I tried to write this in a comment to your comment but it deleted before I could finish writing or post. So I figured I'd dedicate an entry to your recent comment.

My Family.

My whole family is big... even our dogs. 

My mom: I love her to death but she's such an enabler. Once in a while I like to enjoy a soda. I like to buy them on my own just buy one at a time because then I'm not tempted to down three in a day or spend a lot of money I don't have buying more than one. Once in a while, I ask my mom to buy me one and she'll get one... then two... then a six pack. I know she does it because she wants to make me happy, but she doesn't understand it. When I tell her not to buy me anymore, she'll laugh and be like "doing this again?" Well yeah. Kinda. I'm really trying. 

My dad: he's diabetic and is supposed to be watching what he eats and how much. Recently he's taken himself completely off all his meds, refuses to go to the doctor and has been smoking more and more and more. He's a PB Cup fiend. He doesn't know how to take small portions and often, because mom wants to please him, she lets him get his food first and he takes so much there's barely enough for anyone else. He's big into the sugary stuff. Cookies, cakes, doughnuts. You know that kind.

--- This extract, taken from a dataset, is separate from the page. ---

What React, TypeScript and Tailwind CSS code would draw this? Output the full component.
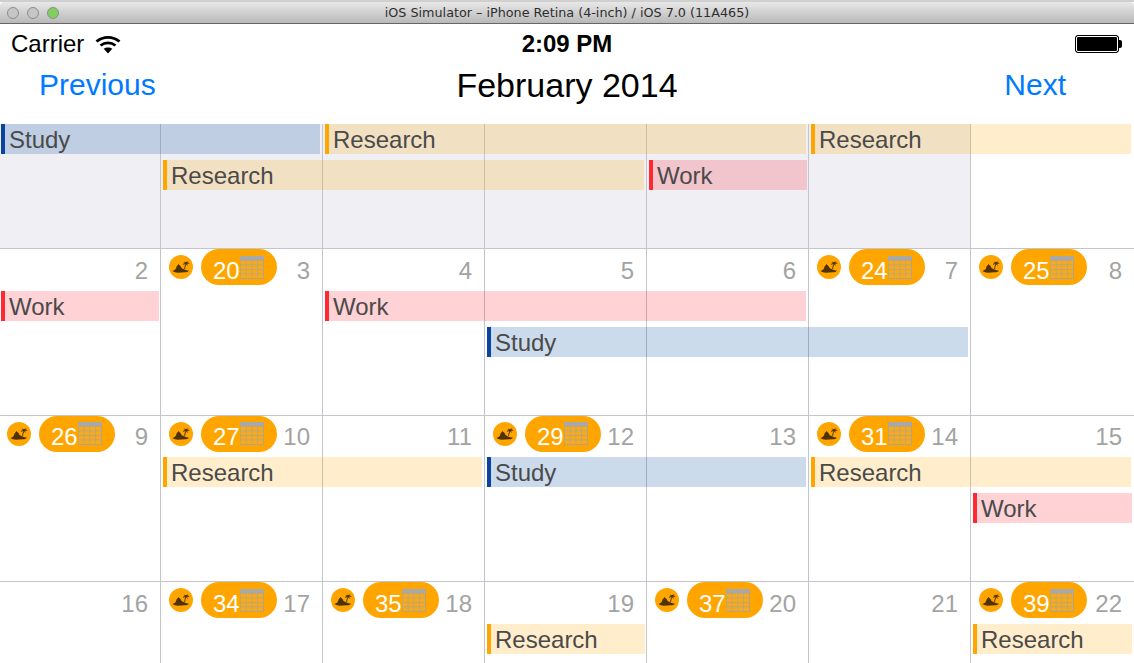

My brother: doesn't really live here anymore, but growing up he was the same. He was picky and so most nights it was chicken nuggets, burgers, steak, pot roast... you know what I mean? Which is fine but at the same time we were never really exposed to all the other stuff out there.

I can remember being in elementary school and we'd spend our weekends on the boat on the lake. Mom and I would be laying on the back while we made our way down the Erie Canal and she'd just say, "We're going on a diet. You and me. We're going to drink water and eat veggies and fruit. We'll be skinny mini's." That usually lasted until lunch time or dinner. Or when someone opened the cooler and took out a pepsi.

Every night we always got some kind of snack before bed. Usually it was a dish of ice cream. Friday/saturday's we had pizza and wings and popcorn and soda. Soda used to be for special occasions... like Christmas. Holidays were a whole 'nother mess. We'd have these "Happy Fizzy Parties" where mom would cut up cheese and put out chips, pretzels, peanuts, dip, pepperoni... etc. They were always about being together and sharing in family time but looking back it seemed more like it was about the food.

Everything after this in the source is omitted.